VII. Theory of Opportunity: Who is to be educated? Who is to be schooled?

. . . fathers and mothers have lost the idea that the highest aspiration they might have for their children is for them to be wise - as priests, prophets or philosophers are wise. Specialized competence and success are all that they can imagine. (p. 58)

The improved education of the vastly middle class in the last half-century has also weakened the family's authority. Almost everyone in the middle class has a college degree, and most have an advanced degree of some kind. Those of us who can look back to the humble stations of our parents or grandparents, who never saw the inside of an institution of higher learning, can have cause for self-congratulation. (p. 59)

VIII. Theory of Consensus: Why do people disagree? How is consensus achieved? Whose opinion takes precedence?

The real community of man, in the midst of all the self-contradictory simulacra of community, is the community of those who seek the truth, of the potential knowers, that is, in principle, of all men to the extent they desire to know. But in fact this includes only a few, the true friends, as Plato was to Aristotle at the very moment they were disagreeing about the nature of the good. Their common concern for the good linked them; their disagreement about it proved they needed one another to understand it. They were absolutely one soul as they looked at the problem. This, according to Plato, is the only real friendship, the only real common good. (p. 381)

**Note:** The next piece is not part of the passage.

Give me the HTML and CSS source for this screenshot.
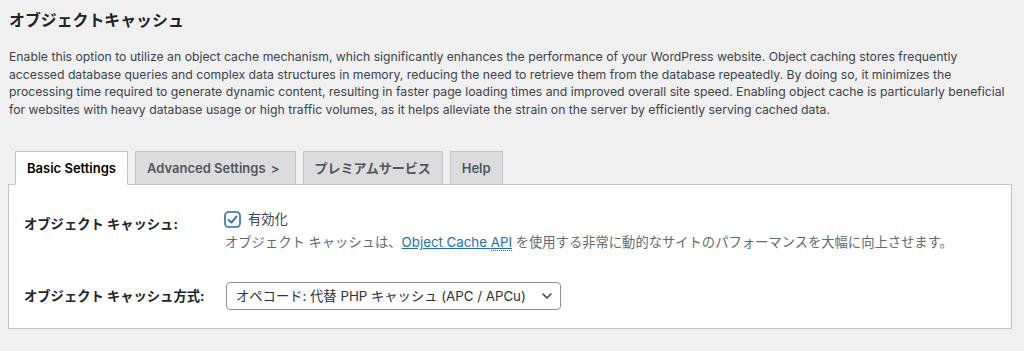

Our desire for conflict reduction accounts for the great popularity of the word "dialectic"- in our sense, the Marxist sense-for, beginning in opposites it ends in synthesis, all charms and temptations united in harmony. In philosophy and morals the hardest and most essential rule is "You can't eat your cake and have it too," but dialectic overcomes this rule. . . Human nature must not be altered in order to have a problem-free world. Man is not just a problem-solving being, as behaviorists would wish us to believe, but a problem-recognizing and -accepting being. (p.229)

Citations:

Bloom, A. (1987). The Closing of the American Mind. New York: Simon & Schuster Inc.